Eventually, after weeks of torturous and ill-tempered behind-the-scenes negotiations, the ruling coalition agreed on a candidate they hope will be able to keep the country together: Abiy, who shot to national prominence when he, along with Lemma Megersa, seized control of the Oromo Peoples’ Democratic Organisation, one of the EPRDF’s constituent parties.

The symbolic significance of Abiy’s appointment cannot be understated. This is first time in Ethiopia’s modern history that power has been peacefully transferred from one living prime minister to another. This is the first time in living memory that Ethiopia’s head of state has publicly self-identified as coming from its largest ethnic group. And elected with a mandate that was far from unanimous, this is the first major sign of an effective internal democracy occurring within the ruling coalition.

It is also significant that the new prime minister ultimately owes his position not to internal party politicking — although that doubtless played a role — but to the hundreds of thousands of citizens across the country who risked their lives and freedom to protest against the state.

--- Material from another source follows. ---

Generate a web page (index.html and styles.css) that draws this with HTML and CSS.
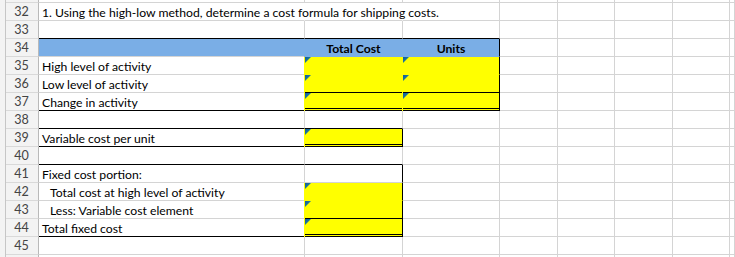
FILE: index.html
```html
<!DOCTYPE html>
<html>
<head>
<meta charset="utf-8">
<link rel="stylesheet" href="styles.css">
</head>
<body>
<div class="sheet">
  <div class="row part-top"><div class="frame"></div><div class="hd"></div><div class="c"></div><div class="c"></div><div class="c"></div><div class="c"></div><div class="c"></div><div class="c"></div><div class="c"></div><div class="c"></div></div>

  <div class="row"><div class="frame"></div><div class="hd">32</div><div class="c txt over nr">1. Using the high-low method, determine a cost formula for shipping costs.</div><div class="c nr"></div><div class="c"></div><div class="c"></div><div class="c"></div><div class="c"></div><div class="c"></div><div class="c"></div></div>

  <div class="row"><div class="frame"></div><div class="hd">33</div><div class="c bb"></div><div class="c bb"></div><div class="c bb"></div><div class="c"></div><div class="c"></div><div class="c"></div><div class="c"></div><div class="c"></div></div>

  <div class="row"><div class="frame"></div><div class="hd">34</div><div class="c blue"></div><div class="c blue bbl txt ctr"><b>Total Cost</b></div><div class="c blue bbl br txt ctr"><b>Units</b></div><div class="c"></div><div class="c"></div><div class="c"></div><div class="c"></div><div class="c"></div></div>

  <div class="row"><div class="frame"></div><div class="hd">35</div><div class="c txt">High level of activity</div><div class="c y t"></div><div class="c y t br"></div><div class="c"></div><div class="c"></div><div class="c"></div><div class="c"></div><div class="c"></div></div>

  <div class="row"><div class="frame"></div><div class="hd">36</div><div class="c txt">Low level of activity</div><div class="c y t bb"></div><div class="c y t br bb"></div><div class="c"></div><div class="c"></div><div class="c"></div><div class="c"></div><div class="c"></div></div>

  <div class="row"><div class="frame"></div><div class="hd">37</div><div class="c txt bb">Change in activity</div><div class="c y t dbl"></div><div class="c y t br dbl"></div><div class="c"></div><div class="c"></div><div class="c"></div><div class="c"></div><div class="c"></div></div>

  <div class="row"><div class="frame"></div><div class="hd">38</div><div class="c bb"></div><div class="c bb"></div><div class="c"></div><div class="c"></div><div class="c"></div><div class="c"></div><div class="c"></div><div class="c"></div></div>

  <div class="row"><div class="frame"></div><div class="hd">39</div><div class="c txt bb">Variable cost per unit</div><div class="c y t br dbl"></div><div class="c"></div><div class="c"></div><div class="c"></div><div class="c"></div><div class="c"></div><div class="c"></div></div>

  <div class="row"><div class="frame"></div><div class="hd">40</div><div class="c bb"></div><div class="c bb"></div><div class="c"></div><div class="c"></div><div class="c"></div><div class="c"></div><div class="c"></div><div class="c"></div></div>

  <div class="row"><div class="frame"></div><div class="hd">41</div><div class="c txt">Fixed cost portion:</div><div class="c br"></div><div class="c"></div><div class="c"></div><div class="c"></div><div class="c"></div><div class="c"></div><div class="c"></div></div>

  <div class="row"><div class="frame"></div><div class="hd">42</div><div class="c txt ind">Total cost at high level of activity</div><div class="c y t br"></div><div class="c"></div><div class="c"></div><div class="c"></div><div class="c"></div><div class="c"></div><div class="c"></div></div>

  <div class="row"><div class="frame"></div><div class="hd">43</div><div class="c txt ind">Less: Variable cost element</div><div class="c y t br bb"></div><div class="c"></div><div class="c"></div><div class="c"></div><div class="c"></div><div class="c"></div><div class="c"></div></div>

  <div class="row"><div class="frame"></div><div class="hd">44</div><div class="c txt bb">Total fixed cost</div><div class="c y t br dbl"></div><div class="c"></div><div class="c"></div><div class="c"></div><div class="c"></div><div class="c"></div><div class="c"></div></div>

  <div class="row"><div class="frame"></div><div class="hd">45</div><div class="c"></div><div class="c"></div><div class="c"></div><div class="c"></div><div class="c"></div><div class="c"></div><div class="c"></div><div class="c"></div></div>

  <div class="row part-bot"><div class="frame"></div><div class="hd"></div><div class="c"></div><div class="c"></div><div class="c"></div><div class="c"></div><div class="c"></div><div class="c"></div><div class="c"></div><div class="c"></div></div>
</div>
</body>
</html>
```

FILE: styles.css
```css
html, body {
  margin: 0;
  padding: 0;
  background: #ffffff;
}

.sheet {
  width: 735px;
  height: 257px;
  overflow: hidden;
  font-family: Lato, "Liberation Sans", sans-serif;
  font-size: 12.2px;
  color: #000;
}

.row {
  display: grid;
  grid-template-columns: 6px 33px 266px 98px 97px 58px 57px 58px 57px 1fr;
  height: 18px;
}

.row.part-top { height: 3px; }
.row.part-bot { height: 2px; }

.frame {
  background: #f3f3f3;
  border-right: 1px solid #c6c6c6;
}

.hd {
  box-sizing: border-box;
  background: #f3f3f3;
  border-right: 1px solid #b9b9b9;
  border-bottom: 1px solid #d9d9d9;
  color: #444;
  font-size: 12.6px;
  line-height: 17px;
  text-align: center;
  padding-right: 1px;
}

.c {
  box-sizing: border-box;
  position: relative;
  border-right: 1px solid #d4d4d4;
  border-bottom: 1px solid #d4d4d4;
}

.part-bot .c, .part-bot .hd { border-bottom: none; }

.txt {
  display: flex;
  align-items: flex-end;
  padding-left: 3px;
  line-height: 15px;
  white-space: nowrap;
}

.ctr { justify-content: center; padding-left: 0; }
.ind { padding-left: 11px; }
.over { overflow: visible; }
.nr { border-right-color: transparent; }

.blue {
  background: #7aaee6;
  border-right-color: #7aaee6;
}
.bbl { box-shadow: -1px 0 0 #7aaee6; border-bottom-color: #7aaee6; }

.y {
  background: #ffff00;
  border-right-color: #ffff00;
  border-bottom-color: #ffff00;
  box-shadow: -1px 0 0 #ffff00;
}

.t::before {
  content: "";
  position: absolute;
  left: 0;
  top: 0;
  width: 6px;
  height: 6px;
  clip-path: polygon(0 0, 100% 0, 0 100%);
  background: linear-gradient(135deg, #0f58a0 0%, #1f7f9c 60%, #2a9090 100%);
}

.bb { border-bottom: 1px solid #000; }
.br { border-right: 1px solid #000; }
.dbl { border-bottom: 3px double #000; }
```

Ethiopians now have incontrovertible proof that people power works. That genie is not going back into the bottle.

But if this really is a revolution, it’s happening in slow motion. Because for all that Abiy is a departure from the status quo, he is still a stalwart of the ancien regime. His mandate is not to challenge the hegemony of the EPRDF but to reinforce it. And his track record suggests that he is more than capable of playing dirty: as former head of the Information Network Security Agency, he was an architect of Ethiopia’s pervasive electronic surveillance network.

Abiy now confronts the most complicated of balancing acts. On the one hand, he must reward the masses clamouring for substantive political reform and better economic prospects. On the other, he needs to convince the EPRDF to unite behind him, while placating the powerful factions in the coalition that are less than enthused by their new leader.

It’s a tough task for any leader and Abiy knows it. 

“If you take a step backward and look at the challenges that lie before us, they are forbidding,” he said in his speech. But he also knows that he is now in a unique position to overcome these challenges, no matter how slowly. “There are times we have missed occasions to embark on an inclusive political chapter. We should not squander this window of opportunity at this critical moment in time.”